• PROBLEM
Filter the entries and keep only the lines where the string "this" appears.

• DATA RECORDS
* * * * * * *

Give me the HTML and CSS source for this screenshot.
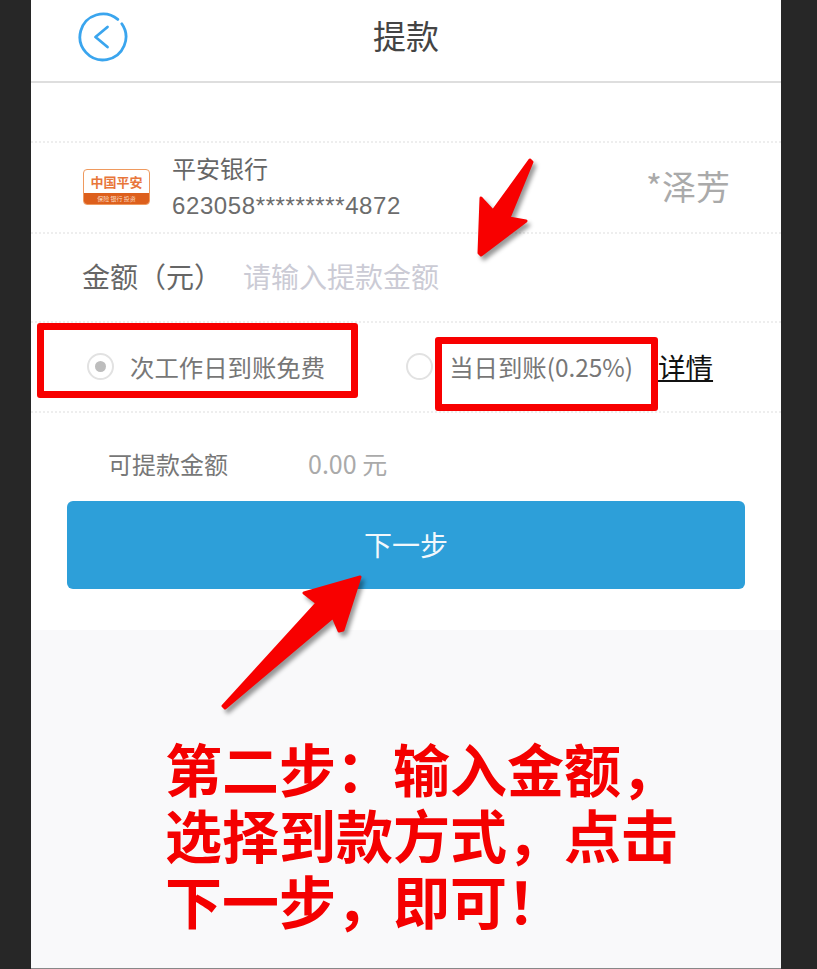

* * * * * * *

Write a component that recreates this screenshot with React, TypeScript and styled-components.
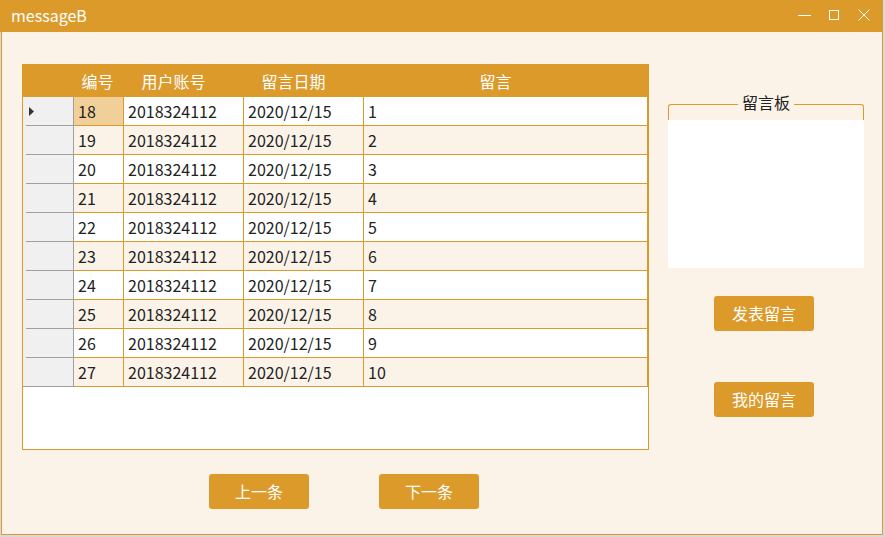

* * * * * * *

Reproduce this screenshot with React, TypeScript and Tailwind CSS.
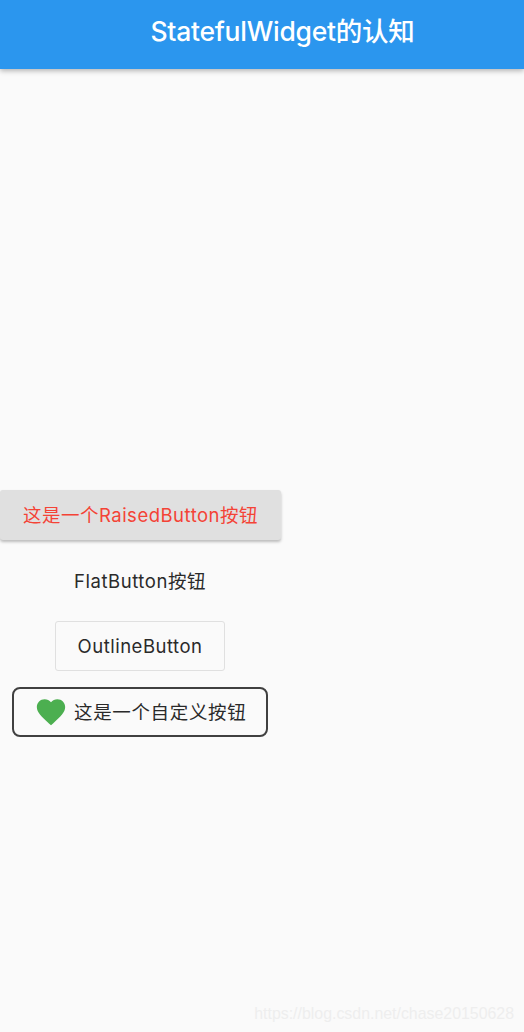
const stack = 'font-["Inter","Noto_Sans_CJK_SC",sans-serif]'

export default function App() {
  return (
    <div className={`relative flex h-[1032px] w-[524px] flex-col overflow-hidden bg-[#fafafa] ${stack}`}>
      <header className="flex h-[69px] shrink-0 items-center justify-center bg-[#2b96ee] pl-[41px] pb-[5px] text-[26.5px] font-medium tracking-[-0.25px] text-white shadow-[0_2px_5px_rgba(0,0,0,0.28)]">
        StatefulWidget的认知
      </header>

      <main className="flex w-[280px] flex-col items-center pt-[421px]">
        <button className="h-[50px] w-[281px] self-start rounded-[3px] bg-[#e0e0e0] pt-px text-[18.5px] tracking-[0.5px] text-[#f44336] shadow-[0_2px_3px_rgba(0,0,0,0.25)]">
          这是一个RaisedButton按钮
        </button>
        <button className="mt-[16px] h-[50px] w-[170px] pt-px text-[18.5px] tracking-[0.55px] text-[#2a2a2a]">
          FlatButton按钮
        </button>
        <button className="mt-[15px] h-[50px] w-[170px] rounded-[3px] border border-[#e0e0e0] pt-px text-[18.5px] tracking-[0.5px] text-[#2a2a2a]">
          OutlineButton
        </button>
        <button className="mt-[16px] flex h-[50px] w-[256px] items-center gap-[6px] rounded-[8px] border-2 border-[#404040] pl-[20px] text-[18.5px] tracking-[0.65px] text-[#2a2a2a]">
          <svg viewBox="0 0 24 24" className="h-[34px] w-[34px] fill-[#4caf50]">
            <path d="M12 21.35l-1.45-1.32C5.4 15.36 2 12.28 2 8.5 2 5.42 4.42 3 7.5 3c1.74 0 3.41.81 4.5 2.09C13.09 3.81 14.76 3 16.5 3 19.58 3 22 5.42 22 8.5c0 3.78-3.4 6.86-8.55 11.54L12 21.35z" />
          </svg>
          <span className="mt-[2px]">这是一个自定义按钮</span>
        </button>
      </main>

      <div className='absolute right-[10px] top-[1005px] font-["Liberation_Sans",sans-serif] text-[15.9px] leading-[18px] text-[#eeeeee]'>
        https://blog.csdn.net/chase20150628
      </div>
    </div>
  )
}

* * * * * * *

• THE OUTPUT
Give me the HTML and CSS source for this screenshot.
Write a component that recreates this screenshot with React, TypeScript and styled-components.
Reproduce this screenshot with React, TypeScript and Tailwind CSS.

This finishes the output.